Written instruction:
Gather up the lines with the word "styles" in them.

◆ ◆ ◆ ◆ ◆

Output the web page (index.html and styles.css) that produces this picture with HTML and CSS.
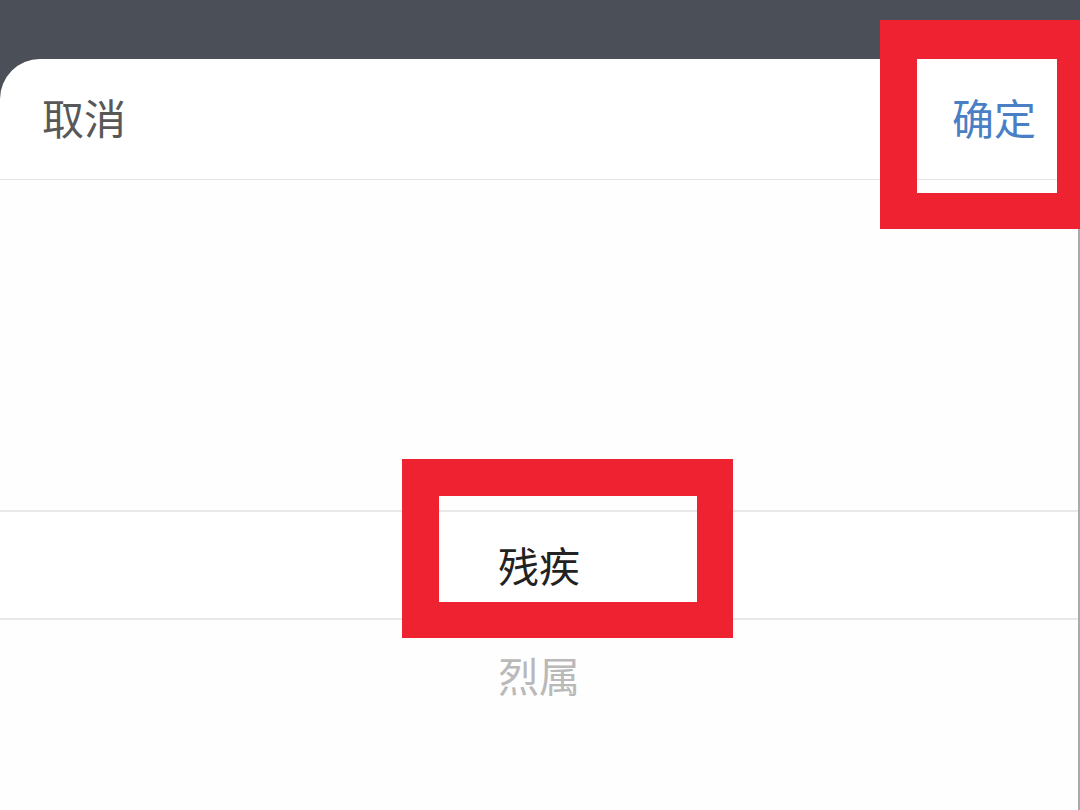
FILE: index.html
```html
<!DOCTYPE html>
<html lang="zh-CN">
<head>
    <meta charset="UTF-8">
    <meta name="viewport" content="width=device-width, initial-scale=1.0">
    <title>选择</title>
    <link rel="stylesheet" href="styles.css">
</head>
<body>
    <div class="mask"></div>

    <div class="sheet">
        <div class="sheet-header">
            <span class="btn-cancel">取消</span>
            <span class="btn-confirm">确定</span>
        </div>

        <div class="picker">
            <div class="picker-item"></div>
            <div class="picker-item"></div>
            <div class="picker-item"></div>
            <div class="picker-item selected">残疾</div>
            <div class="picker-item">烈属</div>
            <div class="picker-item"></div>
        </div>
    </div>

    <!-- annotation boxes -->
    <div class="mark mark-confirm"></div>
    <div class="mark mark-option"></div>
</body>
</html>
```

FILE: styles.css
```css
* {
    margin: 0;
    padding: 0;
    box-sizing: border-box;
}

html, body {
    height: 100%;
    overflow: hidden;
}

body {
    font-family: "Noto Sans CJK SC", "Noto Sans", sans-serif;
    background: #4a4f58;
    display: flex;
    flex-direction: column;
    position: relative;
}

.mask {
    height: 59px;
    flex-shrink: 0;
}

.sheet {
    flex: 1;
    background: #ffffff;
    border-top-left-radius: 40px;
    border-right: 2px solid #a9abaf;
    overflow: hidden;
}

.sheet-header {
    height: 121px;
    display: flex;
    align-items: center;
    justify-content: space-between;
    padding: 0 42px 5px 42px;
    border-bottom: 1px solid #e4e4e4;
    font-size: 42px;
    line-height: 1;
}

.btn-cancel {
    color: #585858;
}

.btn-confirm {
    color: #4a7fc6;
}

.picker {
    display: flex;
    flex-direction: column;
    background: #fefefe;
}

.picker-item {
    height: 110px;
    display: flex;
    align-items: center;
    justify-content: center;
    padding-bottom: 3px;
    font-size: 41px;
    color: #b9b9b9;
    flex-shrink: 0;
}

.picker-item.selected {
    height: 110px;
    color: #222222;
    background: #ffffff;
    border-top: 2px solid #e8e8e8;
    border-bottom: 2px solid #e8e8e8;
}

.mark {
    position: absolute;
    border: 37px solid #ee2230;
}

.mark-confirm {
    left: 880px;
    top: 20px;
    width: 210px;
    height: 209px;
    border-top-width: 39px;
    border-bottom-width: 36px;
    border-right-width: 33px;
}

.mark-option {
    left: 402px;
    top: 459px;
    width: 331px;
    height: 179px;
    border-right-width: 36px;
    border-bottom-width: 36px;
}
```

◆ ◆ ◆ ◆ ◆

Answer for the task:
Output the web page (index.html and styles.css) that produces this picture with HTML and CSS.
    <link rel="stylesheet" href="styles.css">
FILE: styles.css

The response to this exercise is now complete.